Первоприсут.: Нет! Вы имеете только предоставленное вам законом право оспаривать те фактические данные, которые прокурорской властью выставлены против вас и которые вы признаете неточными и неверными.

Подсуд. Желябов: Итак, я буду разбирать по пунктам обвинение. Мы не анархисты, мы стоим за принцип федерального устройства государства, а как средство для достижения такого строя мы рекомендуем очень определенное учреждение. Можно ли нас считать анархистами? Далее, мы критикуем существующий экономический строй и утверждаем…

Первоприсутств.: Я должен вас остановить. Пользуясь правом возражать против обвинения, вы излагаете теоретические воззрения. Я заявляю вам, что Особое присутствие будет иметь в виду все те сочинения, брошюры и издания, на которые стороны указывали; но выслушивание теоретических рассуждений о достоинствах того или другого государственного и экономического строя оно не считает своею обязанностью, полагая, что не в этом состоит задача суда.

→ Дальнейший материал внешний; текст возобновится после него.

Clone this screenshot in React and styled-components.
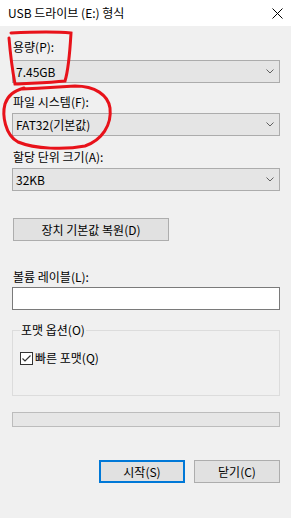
import React from "react";
import styled, { createGlobalStyle } from "styled-components";

const GlobalStyle = createGlobalStyle`
  html, body {
    margin: 0;
    padding: 0;
    background: #f0f0f0;
  }
  body {
    font-family: "Noto Sans CJK KR", "Noto Sans", sans-serif;
    font-size: 12px;
    color: #000;
  }
`;

function FormatDialog() {
  return (
    <Window>
      <TitleBar>
        <Title>USB 드라이브 (E:) 형식</Title>
        <CloseIcon width="11" height="11" viewBox="0 0 11 11">
          <path d="M0.5 0.5 L10.5 10.5 M10.5 0.5 L0.5 10.5" stroke="#000" strokeWidth="1" />
        </CloseIcon>
      </TitleBar>

      <Body>
        <Label $mt={13} $mb={5}>용량(P):</Label>
        <Select>
          7.45GB
          <Chevron />
        </Select>

        <Label $mt={11} $mb={3}>파일 시스템(F):</Label>
        <Select>
          FAT32(기본값)
          <Chevron />
        </Select>

        <Label $mt={13} $mb={3}>할당 단위 크기(A):</Label>
        <Select>
          32KB
          <Chevron />
        </Select>

        <RestoreButton>장치 기본값 복원(D)</RestoreButton>

        <Label $mt={28} $mb={2}>볼륨 레이블(L):</Label>
        <TextInput />

        <Group>
          <Legend>포맷 옵션(O)</Legend>
          <CheckRow>
            <CheckBox>
              <svg width="11" height="11" viewBox="0 0 11 11">
                <path d="M1.5 5.5 L4 8 L9.5 2.5" fill="none" stroke="#333" strokeWidth="1.2" />
              </svg>
            </CheckBox>
            빠른 포맷(Q)
          </CheckRow>
        </Group>

        <Progress />

        <ButtonRow>
          <DialogButton $primary>시작(S)</DialogButton>
          <DialogButton>닫기(C)</DialogButton>
        </ButtonRow>
      </Body>

      <Scribble width="291" height="518" viewBox="0 0 291 518">
        <path
          d="M11 33 C30 32 52 31 71 33 C70 50 69 68 65 81 C48 83 30 83 15 84 C12 68 10 50 9 38"
          fill="none"
          stroke="#e8121a"
          strokeWidth="3"
          strokeLinecap="round"
        />
        <path
          d="M22 89 C40 88 60 87 75 86 C95 86 108 95 110 108 C112 125 102 140 85 146 C65 150 35 149 18 142 C5 135 2 115 5 104 C8 95 14 91 24 88"
          fill="none"
          stroke="#e8121a"
          strokeWidth="3"
          strokeLinecap="round"
        />
      </Scribble>
    </Window>
  );
}

function Chevron() {
  return (
    <ChevronIcon width="8" height="5" viewBox="0 0 8 5">
      <path d="M0.5 0.5 L4 4 L7.5 0.5" fill="none" stroke="#606060" strokeWidth="1" />
    </ChevronIcon>
  );
}

const Window = styled.div`
  position: relative;
  width: 291px;
  height: 518px;
  background: #f0f0f0;
  overflow: hidden;
`;

const TitleBar = styled.div`
  height: 26px;
  background: #fff;
  display: flex;
  align-items: center;
  justify-content: space-between;
  padding: 0 8px;
`;

const Title = styled.span`
  font-size: 12px;
  line-height: 16px;
`;

const CloseIcon = styled.svg`
  display: block;
  margin-right: 0;
`;

const Body = styled.div`
  display: flex;
  flex-direction: column;
  padding: 0 11px 0 12px;
`;

const Label = styled.div`
  line-height: 16px;
  padding-left: 1px;
  margin-top: ${(p) => p.$mt}px;
  margin-bottom: ${(p) => p.$mb}px;
`;

const Select = styled.div`
  box-sizing: border-box;
  height: 23px;
  background: #e5e5e5;
  border: 1px solid #acacac;
  display: flex;
  align-items: center;
  justify-content: space-between;
  padding: 0 5px 0 3px;
  line-height: 16px;
`;

const ChevronIcon = styled.svg`
  display: block;
`;

const RestoreButton = styled.button`
  box-sizing: border-box;
  align-self: flex-start;
  margin: 27px 0 0 1px;
  width: 156px;
  height: 23px;
  background: #e1e1e1;
  border: 1px solid #adadad;
  font: inherit;
  color: #000;
  padding: 0;
`;

const TextInput = styled.input`
  box-sizing: border-box;
  height: 23px;
  background: #fff;
  border: 1px solid #7a7a7a;
  margin: 0;
  padding: 0 3px;
  font: inherit;
  outline: none;
`;

const Group = styled.fieldset`
  margin: 12px 0 0 0;
  border: 1px solid #dcdcdc;
  padding: 0 7px 29px 7px;
  min-width: 0;
`;

const Legend = styled.legend`
  padding: 0 1px;
  line-height: 16px;
`;

const CheckRow = styled.label`
  display: flex;
  align-items: center;
  gap: 2px;
  margin-top: 12px;
  line-height: 16px;
  height: 16px;
`;

const CheckBox = styled.span`
  box-sizing: border-box;
  width: 13px;
  height: 13px;
  background: #fff;
  border: 1px solid #333;
  display: flex;
  align-items: center;
  justify-content: center;
`;

const Progress = styled.div`
  box-sizing: border-box;
  margin-top: 16px;
  height: 15px;
  background: #e6e6e6;
  border: 1px solid #bcbcbc;
`;

const ButtonRow = styled.div`
  display: flex;
  justify-content: flex-end;
  gap: 9px;
  margin-top: 33px;
`;

const DialogButton = styled.button`
  box-sizing: border-box;
  width: 86px;
  height: 23px;
  background: #e1e1e1;
  border: ${(p) => (p.$primary ? "2px solid #0078d7" : "1px solid #adadad")};
  font: inherit;
  color: #000;
  padding: 0;
`;

const Scribble = styled.svg`
  position: absolute;
  left: 0;
  top: 0;
  pointer-events: none;
`;

export default function App() {
  return (
    <>
      <GlobalStyle />
      <FormatDialog />
    </>
  );
}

Подсуд. Желябов: Я в своем заявлении говорил и от прокурора слышал, что наше преступление — событие 1 марта нужно рассматривать как событие историческое, что это не факт, а история. И совершенно верно… Я согласен совершенно с прокурором и думаю, что всякий согласится, что этот факт нельзя рассматривать особняком, а что его нужно рассматривать в связи с другими фактами, в которых проявилась деятельность партии.

Первоприсутств.: Злодеяние 1 марта — факт, действительно принадлежащий истории, но суд не может заниматься оценкой ужасного события с этой стороны; нам необходимо знать ваше личное в нем участие, поэтому о вашем к нему отношении, и только о вашем, можете вы давать объяснения.